Sun Fast 20

Development
- Designer: Jacek Centkowski
- Location: France
- Year: 1985
- No. built: 500
- Builder: Jeanneau
- Role: Cruiser-Racer
- Name: Sun Fast 20

Boat
- Displacement: 1,720 lb (780 kg)
- Draft: 4.26 ft (1.30 m) with keel down

Hull
- Type: monohull
- Construction: fiberglass
- LOA: 21.00 ft (6.40 m)
- LWL: 18.86 ft (5.75 m)
- Beam: 7.87 ft (2.40 m)
- Engine: outboard motor

Hull appendages
- Keel: lifting keel
- Ballast: 595 lb (270 kg)
- Rudder: transom-mounted rudder

Rig
- Rig type: Bermuda rig
- I foretriangle height: 20.33 ft (6.20 m)
- J foretriangle base: 7.83 ft (2.39 m)
- P mainsail luff: 25.08 ft (7.64 m)
- E mainsail foot: 9.16 ft (2.79 m)

Sails
- Sailplan: fractional rigged sloop
- Mainsail area: 129 sq ft (12.0 m^{2})
- Jib/genoa area: 75 sq ft (7.0 m^{2})
- Gennaker area: 304 sq ft (28.2 m^{2})
- Upwind sail area: 205 sq ft (19.0 m^{2})
- Downwind sail area: 433 sq ft (40.2 m^{2})

= Sun Fast 20 =

1985 French recreational keelboat

The Sun Fast 20 is a recreational keelboat built by Jeanneau in France starting in 1985, and in Poland starting in 1993 with 500 boats completed. It is part of the Sun Fast sailboat range.

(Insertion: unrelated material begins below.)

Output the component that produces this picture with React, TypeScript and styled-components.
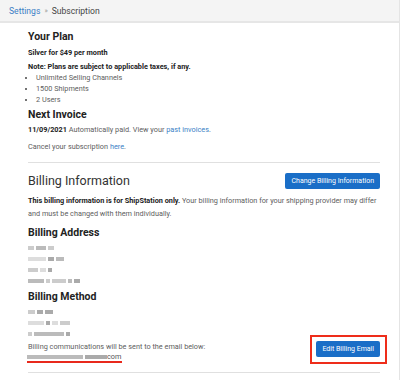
import React from "react";
import styled, { createGlobalStyle } from "styled-components";

const Global = createGlobalStyle`
  html, body { margin: 0; padding: 0; background: #fff; }
  body { font-family: Roboto, "Liberation Sans", Arial, sans-serif; color: #333; }
`;

const Page = styled.div`
  width: 400px;
  height: 380px;
  overflow: hidden;
  border-right: 1px solid #e4e4e4;
  box-sizing: border-box;
`;

const TopBar = styled.div`
  height: 21px;
  background: #f4f4f4;
  border-bottom: 2px solid #e6e6e6;
  display: flex;
  align-items: center;
  padding-left: 9px;
  font-size: 8.6px;
  color: #444;
  gap: 4px;
`;

const Crumb = styled.a`
  color: #3c7fc6;
  text-decoration: none;
`;

const Sep = styled.span`
  color: #999;
  font-size: 7px;
`;

const Content = styled.div`
  padding: 7px 12px 0 28px;
  display: flex;
  flex-direction: column;
`;

const H2 = styled.h2<{ $mt?: number }>`
  margin: ${(p) => p.$mt ?? 0}px 0 0 0;
  font-size: 10.5px;
  font-weight: 700;
  color: #222;
  line-height: 14px;
`;

const Bold = styled.div<{ $mt?: number }>`
  margin-top: ${(p) => p.$mt ?? 0}px;
  font-size: 7.3px;
  font-weight: 700;
  color: #222;
  line-height: 10px;
`;

const List = styled.ul`
  margin: 0;
  padding-left: 8px;
  list-style: disc;
  font-size: 7.3px;
  color: #606060;
  line-height: 11px;
  li::marker { font-size: 6px; color: #444; }
`;

const Text = styled.p<{ $mt?: number; $lh?: number }>`
  margin: ${(p) => p.$mt ?? 0}px 0 0 0;
  font-size: 7.3px;
  color: #606060;
  line-height: ${(p) => p.$lh ?? 10}px;
  strong { color: #222; font-weight: 700; }
`;

const Link = styled.a`
  color: #3c7fc6;
  text-decoration: none;
`;

const Rule = styled.hr<{ $mt?: number }>`
  border: 0;
  border-top: 1px solid #e0e0e0;
  margin: ${(p) => p.$mt ?? 0}px 0 0 0;
  width: 352px;
`;

const SectionHead = styled.div`
  display: flex;
  align-items: center;
  justify-content: space-between;
  margin-top: 10px;
  width: 352px;
`;

const H1 = styled.h1`
  margin: 0;
  font-size: 12.5px;
  font-weight: 400;
  color: #333;
  line-height: 16px;
`;

const Button = styled.button`
  background: #1a6ec7;
  color: #fff;
  border: 0;
  border-radius: 2px;
  height: 16px;
  padding: 0 6px;
  font-family: inherit;
  font-size: 7px;
  line-height: 16px;
  cursor: pointer;
`;

const RedactedLine = styled.div`
  display: flex;
  gap: 2px;
  height: 11px;
  align-items: center;
`;

const Blob = styled.span<{ $w: number; $shade: string }>`
  display: inline-block;
  width: ${(p) => p.$w}px;
  height: 4px;
  background: ${(p) => p.$shade};
  filter: blur(0.6px);
`;

const EmailRow = styled.div`
  display: flex;
  align-items: flex-end;
  justify-content: space-between;
  width: 352px;
  margin-top: -4px;
`;

const EmailText = styled.div`
  display: flex;
  flex-direction: column;
  margin-bottom: 1px;
`;

const Email = styled.div`
  display: inline-flex;
  align-items: center;
  align-self: flex-start;
  height: 9px;
  font-size: 7.3px;
  color: #555;
  border-bottom: 2px solid #e8291c;
  padding-right: 1px;
  margin-left: -1px;
`;

const RedBox = styled.div`
  border: 2px solid #ee2d1a;
  padding: 4px 5px 5px 4px;
  margin-right: -7px;
  display: flex;
`;

type L = [number, string][];
const addr: L[] = [
  [[6, "#ccc"], [10, "#bbb"], [6, "#ccc"]],
  [[18, "#ddd"], [6, "#aaa"], [8, "#bbb"]],
  [[10, "#ccc"], [6, "#ddd"], [4, "#aaa"]],
  [[16, "#bbb"], [4, "#ccc"], [14, "#ccc"], [4, "#bbb"], [6, "#aaa"]],
];
const method: L[] = [
  [[7, "#ccc"], [6, "#aaa"], [8, "#aaa"]],
  [[16, "#ddd"], [4, "#aaa"], [6, "#ddd"], [10, "#ccc"]],
  [[4, "#ccc"], [30, "#bbb"], [4, "#aaa"]],
];

const Redacted = ({ lines }: { lines: L[] }) => (
  <>
    {lines.map((l, i) => (
      <RedactedLine key={i}>
        {l.map(([w, s], j) => (
          <Blob key={j} $w={w} $shade={s} />
        ))}
      </RedactedLine>
    ))}
  </>
);

const Block = styled.div<{ $mt?: number }>`
  margin-top: ${(p) => p.$mt ?? 0}px;
  display: flex;
  flex-direction: column;
`;

export default function App() {
  return (
    <Page>
      <Global />
      <TopBar>
        <Crumb>Settings</Crumb>
        <Sep>»</Sep>
        <span>Subscription</span>
      </TopBar>
      <Content>
        <H2>Your Plan</H2>
        <Bold $mt={4}>Silver for $49 per month</Bold>
        <Bold $mt={4}>Note: Plans are subject to applicable taxes, if any.</Bold>
        <List>
          <li>Unlimited Selling Channels</li>
          <li>1500 Shipments</li>
          <li>2 Users</li>
        </List>
        <H2 $mt={3}>Next Invoice</H2>
        <Text $mt={3}>
          <strong>11/09/2021</strong> Automatically paid. View your <Link>past invoices</Link>.
        </Text>
        <Text $mt={7}>
          Cancel your subscription <Link>here</Link>.
        </Text>
        <Rule $mt={10} />
        <SectionHead>
          <H1>Billing Information</H1>
          <Button>Change Billing Information</Button>
        </SectionHead>
        <Text $mt={5} $lh={13}>
          <strong>This billing information is for ShipStation only.</strong> Your billing information for your
          shipping provider may differ and must be changed with them individually.
        </Text>
        <H2 $mt={6}>Billing Address</H2>
        <Block $mt={2}>
          <Redacted lines={addr} />
        </Block>
        <H2 $mt={4}>Billing Method</H2>
        <Block $mt={2}>
          <Redacted lines={method} />
        </Block>
        <EmailRow>
          <EmailText>
            <Text>Billing communications will be sent to the email below:</Text>
            <Email>
              <Redacted lines={[[[56, "#bbb"], [22, "#aaa"]]]} />
              com
            </Email>
          </EmailText>
          <RedBox>
            <Button>Edit Billing Email</Button>
          </RedBox>
        </EmailRow>
        <Rule $mt={8} />
      </Content>
    </Page>
  );
}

Built predominantly of polyester fiberglass, the deck has a balsa core. The hull has a slightly raked stem, a walk-through reverse transom, a transom-hung rudder controlled by a tiller and a retractable lifting keel. It displaces 1720 lb and carries 595 lb of cast iron ballast. It has a draft of 4.26 ft with the keel extended and 0.82 ft with it retracted. It has a hull speed of 5.82 kn.

It has four berths with a V-berth and two settee berths in the cabin. The head is a portable type.

It has a 7/8 fractional sloop rig, with a deck-stepped mast, a single set of swept spreaders and aluminum spars with continuous stainless steel wire rigging. For sailing downwind the design may be equipped with an asymmetrical spinnaker of 304 sqft, flown from a retractable bowsprit.